As you can see from the latest segmented results above the merged Bombay Paints business remains EPS dis-accretive.

  • Bombay Paints is extremely Capital Intensive compared to G&W’s traditional Chemicals business which produced 20x the impact EPS with roughly the same levels of Capital Employed in Q4 2017.
  • The Engineering business, although slightly more profitable than Paints, remains a drag on the EPS as well.
  • The company’s mall / real estate business is also not doing very well and employs a huge amount of capital.

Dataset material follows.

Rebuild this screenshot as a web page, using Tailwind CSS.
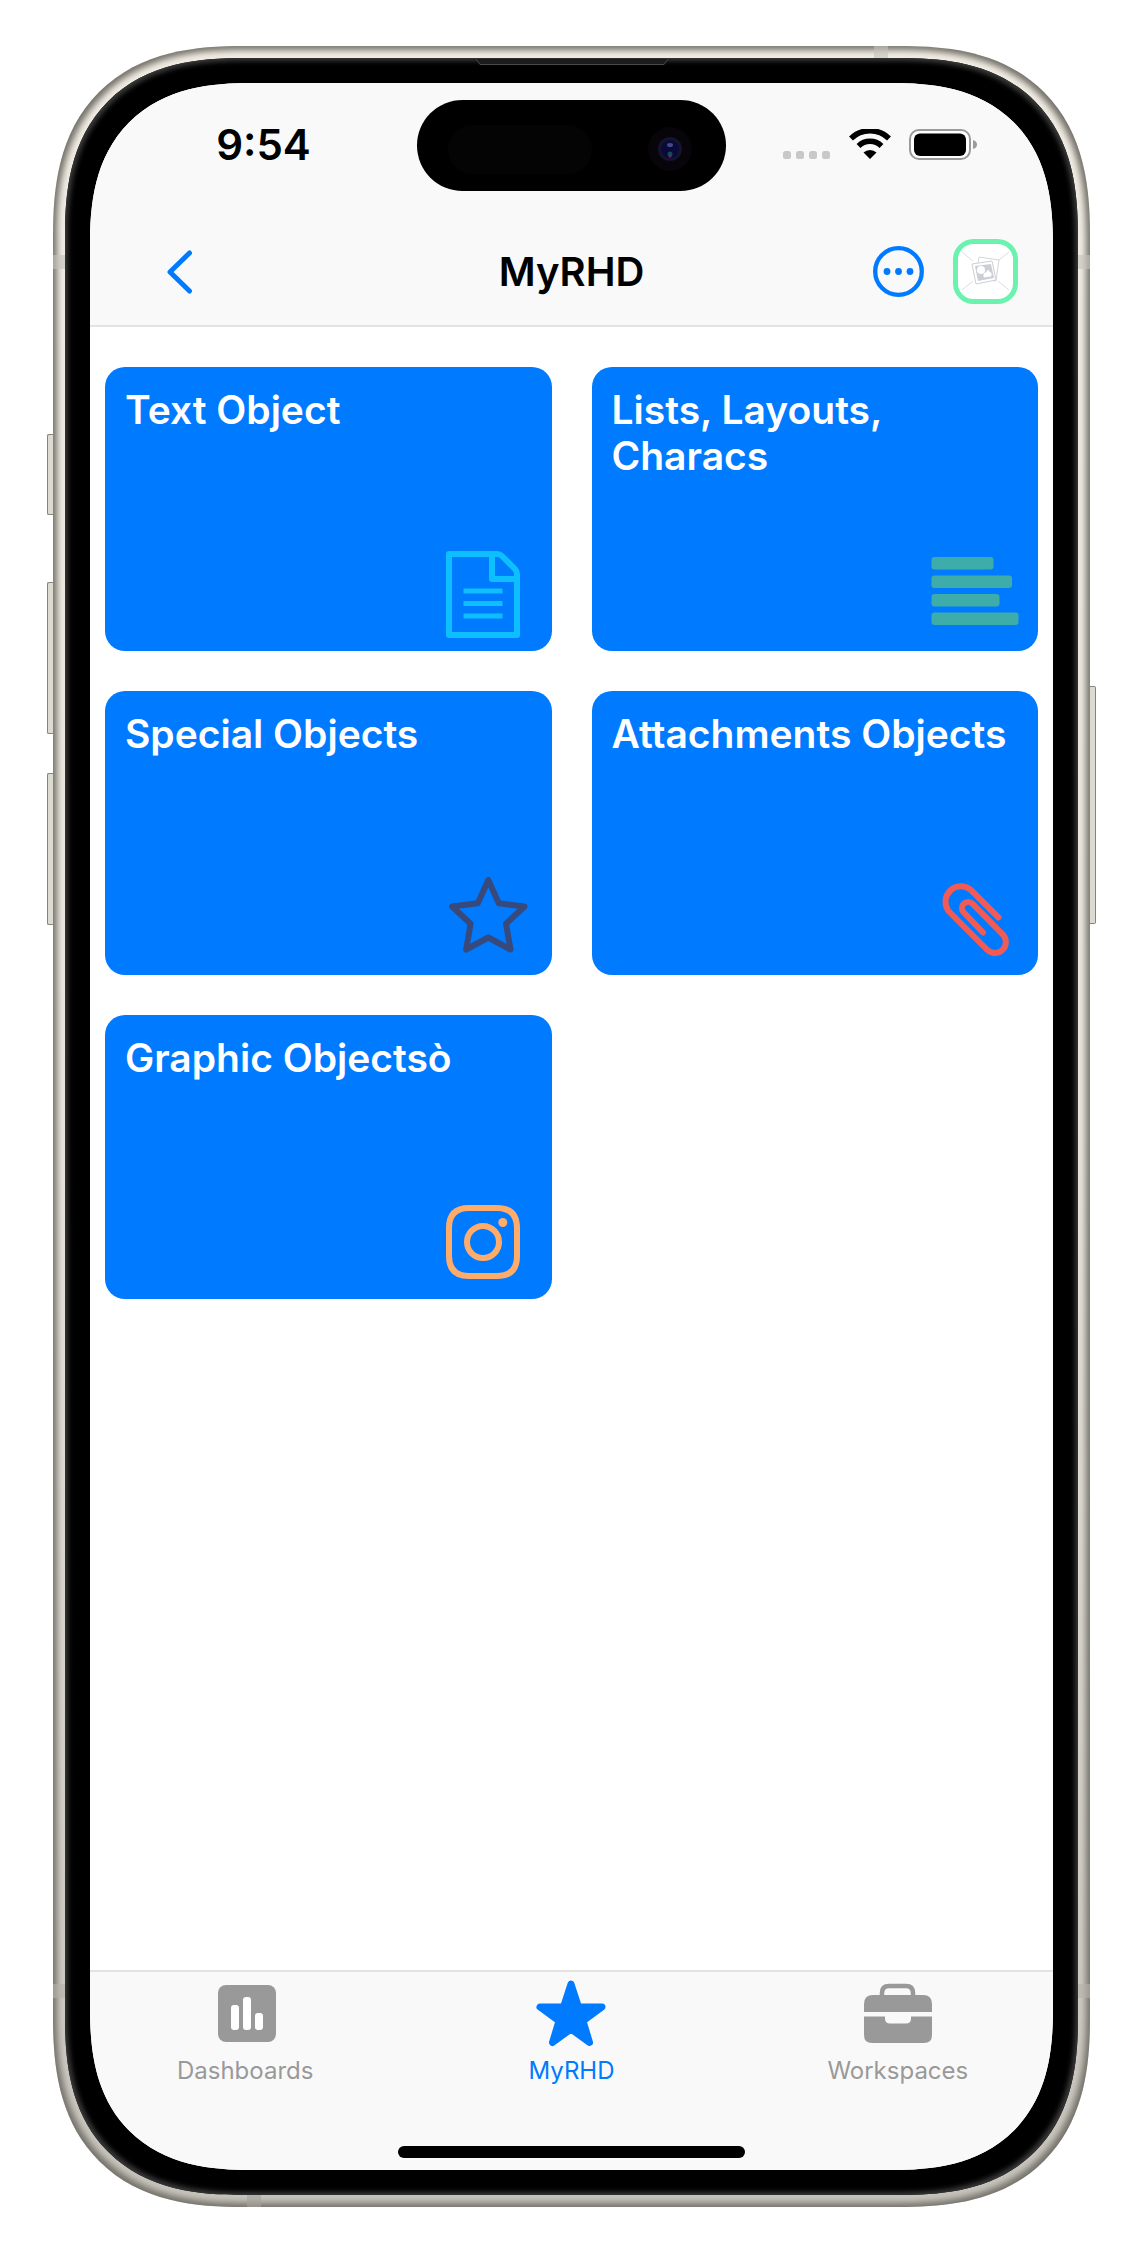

From the above we may conclude that the company’s profitable Chemicals business is being held down by the capital intensive and inefficient adjacent (Engineering, Paints) and unrelated businesses (Malls, Real Estate).

The company has sold some land that it owned in Mumbai over previous quarters as can be seen in the reducing fixed asset numbers on the balance sheet.

But it may need to do much more. Perhaps a Sintex or Pokarna like demerger of its non-core business could unlock significant value but the Management’s past track record of supporting diversification over minority shareholder interest does not support the possibility of such de-mergers coming to pass.

Additionally we must consider the possibility of further Capex to fund future growth of the company. The company is already operating at historical high asset and fixed asset turnover ratios. So we may be buying the top of its business cycle – which means the EPS growth will only go downhill from here.

The chemicals business is capital intensive and more Capex will take the EPS in single digits down futher into decimal points.

Even assuming no further capex, with 23% CAGR growth, the current EPS of 2 Rupees a share will take 10 years to reach a respectable 16 Rupees a share.

Well that’s smallcaps for you. It all does boil down to quality of the management and its decisions.

DISCLAIMER:

This post is not BUY/SELL/HOLD advice but a statement of my personal analysis and opinion. I am not registered with SEBI under SEBI (Research Analysts) Regulations, 2014. As per the clarifications provided by SEBI: “Any person who makes recommendation or offers an opinion concerning securities or public offers only through public media is not required to obtain registration as research analyst under RA Regulations”. No BUY/SELL/HOLD advice is offered on this blog, in any form whatsoever. Views expressed are my own and not of my employer. Stock Markets are very risky and can cause a permanent loss of capital. You should seek professional advice.